Saturday, October 1, 2016

Longing for Writing Space as an Early Career Researcher Professor

I woke this morning with the longing to write, the need to carve time for creativity, to voice the thoughts swirling around in the ether.  Simultaneously, university course work tugged at the coattails of a writing desire that has become more and more elusive over the past several weeks.  I wobbled against its weight.  The pull of grading, of announcements to students clarifying their questions, and of emails to colleagues scheduling meetings worked to stifle what I know to be true: if I do not write, I cannot teach writing, nor can I teach future teachers how to teach writing.

Attending the Illinois Reading Council (#IRC2016) reminded me of the passion I need to reignite: writing to discover new ideas and to nourish the ideas that have had little time to take root.  A small group of professors with the College Instructors of Reading Professionals answered questions, and more importantly offered much-needed encouragement in my pursuit of what fills me as a professional.  Anne Gregory with NIU said it best when describing how early she rises each morning to workout: "I deserve this . . . and you deserve the time for your passion." Deserve.  I deserve the time to write.  That one word shifted my thinking profoundly.

But it did not shift my ability.

In a late afternoon session yesterday, Ralph Fletcher showed us poetry and encouraged us to draft a few lines ourselves.  I stumbled.  My phrases were lackluster.  The poem ended awkwardly with no connection to Fletcher proposed be our final two lines.  And how I needed that punch to generate an image, an idea about a memory long past.  I could then, and now, feel the rusty spigot creaking little by little with each word.  No pressure except for the words pressing themselves against the narrow faucet opening.

When Kelly Gallagher spoke in his session about voluminous writing in the classroom, I nodded agreement.  How can students improve their writing and enhance idea generation, organization, and detail development without constant opportunities to experiment with craft and improve writing stamina?  His strategies for engaging students in low-pressure writing without increasing the grading workload should be easy to implement in any grade level.  In fact, I am eager to add his Reading Reasons to my collection of professional resources to become as well-referenced as so many other reading and writing experts.

But then, let's flip the voluminous writing concept back to us.

Are we creating the space--time and place--for low-pressure writing in our own professional and personal settings?  In a sense, everything I have written in the past several weeks has been for a "grade."  Grading students' essays and communicating with colleagues or partner schools via email are higher-pressure writings that become evaluated by the people who read them.  Likewise, reports, course syllabi, and students' degree study plans cannot receive failing grades.  I like having a job.

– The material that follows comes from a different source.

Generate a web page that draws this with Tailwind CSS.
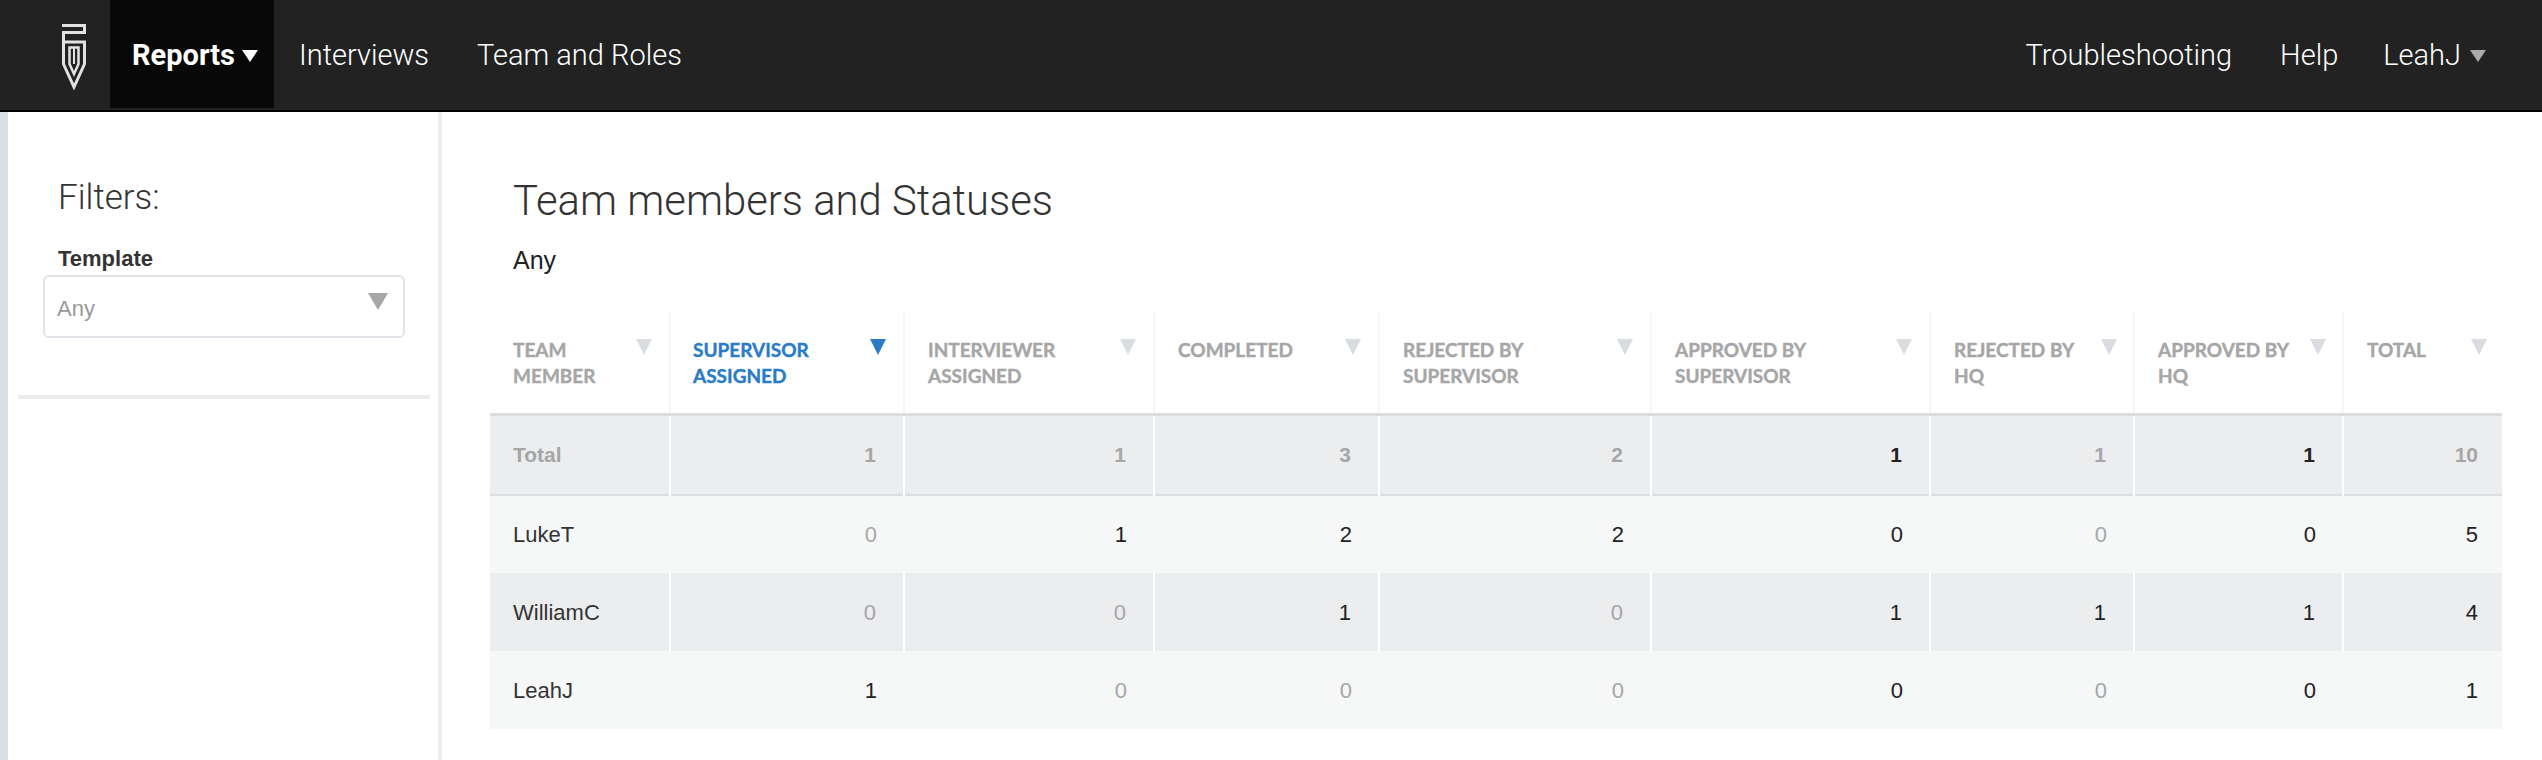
<!DOCTYPE html>
<html lang="en">
<head>
<meta charset="utf-8">
<title>Team members and Statuses</title>
<script src="https://cdn.jsdelivr.net/npm/@tailwindcss/browser@4"></script>
</head>
<body class="bg-white overflow-hidden font-['Liberation_Sans',sans-serif] text-[22px] text-[#333]">
<div class="h-[760px] w-[2542px] flex flex-col overflow-hidden">
  <header class="h-[112px] shrink-0 bg-[#222] border-b-2 border-black flex items-start font-['Roboto',sans-serif] text-[29px] leading-[34px] text-white font-light">
    <a class="w-[110px] h-[110px] flex pl-[62px] pt-[24px]">
      <svg width="24" height="66" viewBox="0 0 24 66" fill="none" stroke="#e2e2e2" stroke-width="3">
        <path d="M0 1.5H22.5V8.5H1.5V18H24M1.5 18V40L12 63L22.5 40V18"/>
        <path d="M7.5 23.5H16.5V40L12 50L7.5 40Z" stroke-width="2.5"/>
        <path d="M12 23V40" stroke-width="2"/>
      </svg>
    </a>
    <a class="w-[164px] h-[108px] bg-[#080808] flex items-center pl-[22px] pt-[1px] font-bold gap-[7px]">Reports
      <span class="w-0 h-0 border-x-[8px] border-x-transparent border-t-[12px] border-t-white mt-[3px]"></span></a>
    <a class="h-[108px] flex items-center ml-[25px] pt-[1px]">Interviews</a>
    <a class="h-[108px] flex items-center ml-[48px] pt-[1px]">Team and Roles</a>
    <div class="ml-auto flex items-center h-[108px] pr-[56px] pt-[1px]">
      <a>Troubleshooting</a>
      <a class="ml-[48px]">Help</a>
      <a class="ml-[45px]">LeahJ</a>
      <span class="ml-[9px] mt-[3px] w-0 h-0 border-x-[8px] border-x-transparent border-t-[12px] border-t-[#aaa]"></span>
    </div>
  </header>
  <div class="flex flex-1 min-h-0">
    <div class="w-[8px] bg-[#dce0e4] shrink-0"></div>
    <aside class="w-[434px] shrink-0 border-r-4 border-[#ececee] pt-[64px] pl-[10px] pr-[8px]">
      <div class="pl-[40px] font-['Roboto',sans-serif] font-light text-[35px] leading-[44px] text-[#333]">Filters:</div>
      <div class="pl-[40px] mt-[26px] font-bold leading-[26px]">Template</div>
      <div class="ml-[25px] mt-[3px] w-[362px] h-[63px] border-2 border-[#dfe3e7] rounded-[6px] flex items-center justify-between pl-[12px] pr-[15px] text-[#999]">
        <span class="mt-[4px]">Any</span>
        <span class="w-0 h-0 border-x-[10px] border-x-transparent border-t-[17px] border-t-[#a6a6a6] -mt-[10px]"></span>
      </div>
      <div class="h-[4px] bg-[#ececee] mt-[57px]"></div>
    </aside>
    <main class="flex-1 min-w-0 pl-[48px]">
      <h1 class="pl-[23px] mt-[62px] font-['Roboto',sans-serif] font-light text-[41.8px] leading-[54px] text-[#333]">Team members and Statuses</h1>
      <p class="pl-[23px] mt-[16px] text-[25px] leading-[32px] text-[#222]">Any</p>
      <table class="mt-[35px] w-[2012px] table-fixed border-collapse">
        <colgroup>
          <col class="w-[180px]"><col class="w-[234px]"><col class="w-[250px]"><col class="w-[225px]"><col class="w-[272px]"><col class="w-[279px]"><col class="w-[204px]"><col class="w-[209px]"><col class="w-[159px]">
        </colgroup>
        <thead class="font-['Lato',sans-serif] text-[19px] leading-[26px] text-[#a6a6a6] [-webkit-text-stroke:0.4px]">
          <tr class="h-[103px] border-b-[3px] border-[#dcdddf] align-top">
            <th class="border-r-2 border-[#f5f6f6] font-bold text-left pt-[26px] pl-[23px] pr-[17px]"><div class="flex justify-between"><span>TEAM<br>MEMBER</span><i class="block shrink-0 mt-[2px] w-0 h-0 border-x-[8px] border-x-transparent border-t-[16px] border-t-[#d9dde1]"></i></div></th>
            <th class="border-r-2 border-[#f5f6f6] font-bold text-left pt-[26px] pl-[22px] pr-[17px] text-[#2a7cc7]"><div class="flex justify-between"><span>SUPERVISOR<br>ASSIGNED</span><i class="block shrink-0 mt-[2px] w-0 h-0 border-x-[8px] border-x-transparent border-t-[16px] border-t-[#2a7cc7]"></i></div></th>
            <th class="border-r-2 border-[#f5f6f6] font-bold text-left pt-[26px] pl-[23px] pr-[17px]"><div class="flex justify-between"><span>INTERVIEWER<br>ASSIGNED</span><i class="block shrink-0 mt-[2px] w-0 h-0 border-x-[8px] border-x-transparent border-t-[16px] border-t-[#d9dde1]"></i></div></th>
            <th class="border-r-2 border-[#f5f6f6] font-bold text-left pt-[26px] pl-[23px] pr-[17px]"><div class="flex justify-between"><span>COMPLETED</span><i class="block shrink-0 mt-[2px] w-0 h-0 border-x-[8px] border-x-transparent border-t-[16px] border-t-[#d9dde1]"></i></div></th>
            <th class="border-r-2 border-[#f5f6f6] font-bold text-left pt-[26px] pl-[23px] pr-[17px]"><div class="flex justify-between"><span>REJECTED BY<br>SUPERVISOR</span><i class="block shrink-0 mt-[2px] w-0 h-0 border-x-[8px] border-x-transparent border-t-[16px] border-t-[#d9dde1]"></i></div></th>
            <th class="border-r-2 border-[#f5f6f6] font-bold text-left pt-[26px] pl-[23px] pr-[17px]"><div class="flex justify-between"><span>APPROVED BY<br>SUPERVISOR</span><i class="block shrink-0 mt-[2px] w-0 h-0 border-x-[8px] border-x-transparent border-t-[16px] border-t-[#d9dde1]"></i></div></th>
            <th class="border-r-2 border-[#f5f6f6] font-bold text-left pt-[26px] pl-[23px] pr-[16px]"><div class="flex justify-between"><span>REJECTED BY<br>HQ</span><i class="block shrink-0 mt-[2px] w-0 h-0 border-x-[8px] border-x-transparent border-t-[16px] border-t-[#d9dde1]"></i></div></th>
            <th class="border-r-2 border-[#f5f6f6] font-bold text-left pt-[26px] pl-[23px] pr-[16px]"><div class="flex justify-between"><span>APPROVED BY<br>HQ</span><i class="block shrink-0 mt-[2px] w-0 h-0 border-x-[8px] border-x-transparent border-t-[16px] border-t-[#d9dde1]"></i></div></th>
            <th class="font-bold text-left pt-[26px] pl-[23px] pr-[15px]"><div class="flex justify-between"><span>TOTAL</span><i class="block shrink-0 mt-[2px] w-0 h-0 border-x-[8px] border-x-transparent border-t-[16px] border-t-[#d9dde1]"></i></div></th>
          </tr>
        </thead>
        <tbody class="text-right">
          <tr class="h-[81px] bg-[#ecedef] border-b-2 border-[#dcdddf] font-bold text-[21px] text-[#a6a6a6]">
            <td class="border-r-2 border-white text-left pl-[23px]">Total</td>
            <td class="border-r-2 border-white pr-[27px]">1</td>
            <td class="border-r-2 border-white pr-[27px]">1</td>
            <td class="border-r-2 border-white pr-[27px]">3</td>
            <td class="border-r-2 border-white pr-[27px]">2</td>
            <td class="border-r-2 border-white pr-[27px] text-[#222]">1</td>
            <td class="border-r-2 border-white pr-[27px]">1</td>
            <td class="border-r-2 border-white pr-[27px] text-[#222]">1</td>
            <td class="pr-[24px]">10</td>
          </tr>
          <tr class="h-[78px] bg-[#f6f8f8] text-[#222]">
            <td class="text-left pl-[23px] text-[#333]">LukeT</td>
            <td class="pr-[27px] text-[#a6a6a6]">0</td>
            <td class="pr-[27px]">1</td>
            <td class="pr-[27px]">2</td>
            <td class="pr-[27px]">2</td>
            <td class="pr-[27px]">0</td>
            <td class="pr-[27px] text-[#a6a6a6]">0</td>
            <td class="pr-[27px]">0</td>
            <td class="pr-[24px]">5</td>
          </tr>
          <tr class="h-[78px] bg-[#ecedef] text-[#222]">
            <td class="border-r-2 border-white text-left pl-[23px] text-[#333]">WilliamC</td>
            <td class="border-r-2 border-white pr-[27px] text-[#a6a6a6]">0</td>
            <td class="border-r-2 border-white pr-[27px] text-[#a6a6a6]">0</td>
            <td class="border-r-2 border-white pr-[27px]">1</td>
            <td class="border-r-2 border-white pr-[27px] text-[#a6a6a6]">0</td>
            <td class="border-r-2 border-white pr-[27px]">1</td>
            <td class="border-r-2 border-white pr-[27px]">1</td>
            <td class="border-r-2 border-white pr-[27px]">1</td>
            <td class="pr-[24px]">4</td>
          </tr>
          <tr class="h-[78px] bg-[#f6f8f8] text-[#222]">
            <td class="text-left pl-[23px] text-[#333]">LeahJ</td>
            <td class="pr-[27px]">1</td>
            <td class="pr-[27px] text-[#a6a6a6]">0</td>
            <td class="pr-[27px] text-[#a6a6a6]">0</td>
            <td class="pr-[27px] text-[#a6a6a6]">0</td>
            <td class="pr-[27px]">0</td>
            <td class="pr-[27px] text-[#a6a6a6]">0</td>
            <td class="pr-[27px]">0</td>
            <td class="pr-[24px]">1</td>
          </tr>
        </tbody>
      </table>
    </main>
  </div>
</div>
</body>
</html>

Blogging is that release for me.  Writing in this space solidifies the ethereal thoughts, giving them legs to stand on . . . and hands to shake loose whatever weight might be hanging onto the tails of this new coat I am trying on.

So tell me, how do you create the space for writing?  What do you recommend for early-career researchers and professors?  What helps you reignite writing when other weighty obligations begin to take over?

Wednesday, June 1, 2016

Operating on the Dissertation Behemoth for Academic Publishing

When I first entered the doctoral program in summer of 2011, I viewed academia as a place where someone else shared knowledge with me.  In that fall's doctoral seminar class, however, the professor shared bewildering information.  We needed to eventually publish.  Whether we co-authored with mentor faculty or were the sixth author on a research article, we would be in better academic and professional standings if we published in journals (although Raul Pacheco-Vega questions this logic in his recent blog post).  So, as a full-time middle school language arts teacher and part-time graduate student, I ignored this advice and focused on providing endless feedback on 8th grader drafts and writing my own projects, articles, reflections, or unit plans for graduate coursework.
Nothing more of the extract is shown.